> **WHAT TO WORK ON**
Start with the line that contains "Write a component" and end with the line that contains "const selected = 8;"; retype those lines and the ones between them exactly, without any pictures.

> **MATERIAL PROVIDED**

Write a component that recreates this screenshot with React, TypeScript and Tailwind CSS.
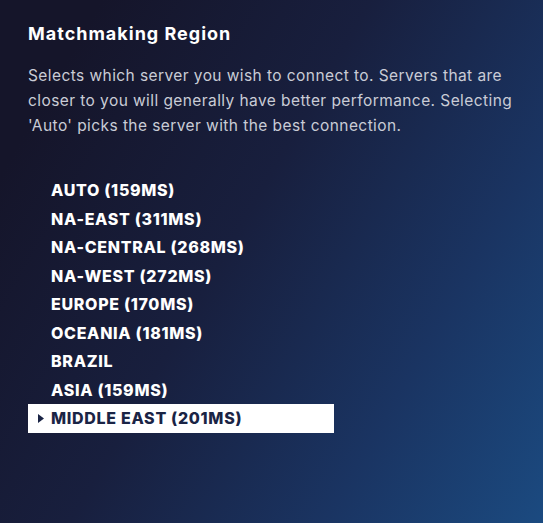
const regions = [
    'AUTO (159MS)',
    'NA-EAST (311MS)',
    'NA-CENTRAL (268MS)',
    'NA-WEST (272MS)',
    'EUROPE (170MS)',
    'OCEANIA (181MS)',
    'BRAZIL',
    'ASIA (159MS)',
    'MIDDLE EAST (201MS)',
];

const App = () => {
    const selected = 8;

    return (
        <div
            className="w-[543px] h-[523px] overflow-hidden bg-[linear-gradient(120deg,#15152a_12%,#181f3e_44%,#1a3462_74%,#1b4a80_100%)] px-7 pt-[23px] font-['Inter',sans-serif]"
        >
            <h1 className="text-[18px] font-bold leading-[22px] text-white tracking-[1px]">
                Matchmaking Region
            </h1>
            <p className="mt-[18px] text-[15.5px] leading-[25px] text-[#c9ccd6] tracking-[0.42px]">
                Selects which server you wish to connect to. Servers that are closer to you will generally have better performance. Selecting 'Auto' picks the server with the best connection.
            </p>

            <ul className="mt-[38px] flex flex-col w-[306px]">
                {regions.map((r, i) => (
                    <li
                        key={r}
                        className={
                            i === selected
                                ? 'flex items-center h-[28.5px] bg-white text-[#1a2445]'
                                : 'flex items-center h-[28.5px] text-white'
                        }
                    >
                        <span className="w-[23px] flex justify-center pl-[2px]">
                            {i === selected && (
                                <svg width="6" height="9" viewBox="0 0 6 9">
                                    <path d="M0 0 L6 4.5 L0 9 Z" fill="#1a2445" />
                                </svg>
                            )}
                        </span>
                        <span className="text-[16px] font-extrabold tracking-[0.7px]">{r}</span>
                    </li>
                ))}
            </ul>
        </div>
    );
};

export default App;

...

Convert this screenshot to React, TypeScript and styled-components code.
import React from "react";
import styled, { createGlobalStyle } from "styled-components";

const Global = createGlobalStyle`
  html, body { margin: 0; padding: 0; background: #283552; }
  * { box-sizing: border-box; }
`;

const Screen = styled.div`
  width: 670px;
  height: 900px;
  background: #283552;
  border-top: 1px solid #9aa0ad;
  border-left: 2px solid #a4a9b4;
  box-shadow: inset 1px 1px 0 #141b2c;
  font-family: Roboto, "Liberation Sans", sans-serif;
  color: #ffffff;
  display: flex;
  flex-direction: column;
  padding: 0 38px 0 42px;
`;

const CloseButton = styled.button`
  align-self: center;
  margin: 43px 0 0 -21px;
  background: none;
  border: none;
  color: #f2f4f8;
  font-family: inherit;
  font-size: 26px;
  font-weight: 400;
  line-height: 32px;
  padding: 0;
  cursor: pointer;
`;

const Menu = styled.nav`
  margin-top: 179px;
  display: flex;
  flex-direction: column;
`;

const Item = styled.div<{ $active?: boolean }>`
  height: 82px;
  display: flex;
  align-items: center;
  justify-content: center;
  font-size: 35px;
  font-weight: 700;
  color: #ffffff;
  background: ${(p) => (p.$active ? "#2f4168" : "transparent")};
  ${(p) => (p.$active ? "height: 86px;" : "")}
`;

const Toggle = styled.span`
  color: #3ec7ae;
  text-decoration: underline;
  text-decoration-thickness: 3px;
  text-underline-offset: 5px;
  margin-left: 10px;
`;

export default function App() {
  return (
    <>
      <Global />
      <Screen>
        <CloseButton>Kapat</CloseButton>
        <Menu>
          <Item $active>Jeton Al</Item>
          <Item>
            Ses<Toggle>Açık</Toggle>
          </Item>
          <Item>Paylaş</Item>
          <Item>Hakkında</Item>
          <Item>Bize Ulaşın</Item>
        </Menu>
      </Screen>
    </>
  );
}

> **SOLUTION FOR THIS PROBLEM**
Write a component that recreates this screenshot with React, TypeScript and Tailwind CSS.
const regions = [
    'AUTO (159MS)',
    'NA-EAST (311MS)',
    'NA-CENTRAL (268MS)',
    'NA-WEST (272MS)',
    'EUROPE (170MS)',
    'OCEANIA (181MS)',
    'BRAZIL',
    'ASIA (159MS)',
    'MIDDLE EAST (201MS)',
];

const App = () => {
    const selected = 8;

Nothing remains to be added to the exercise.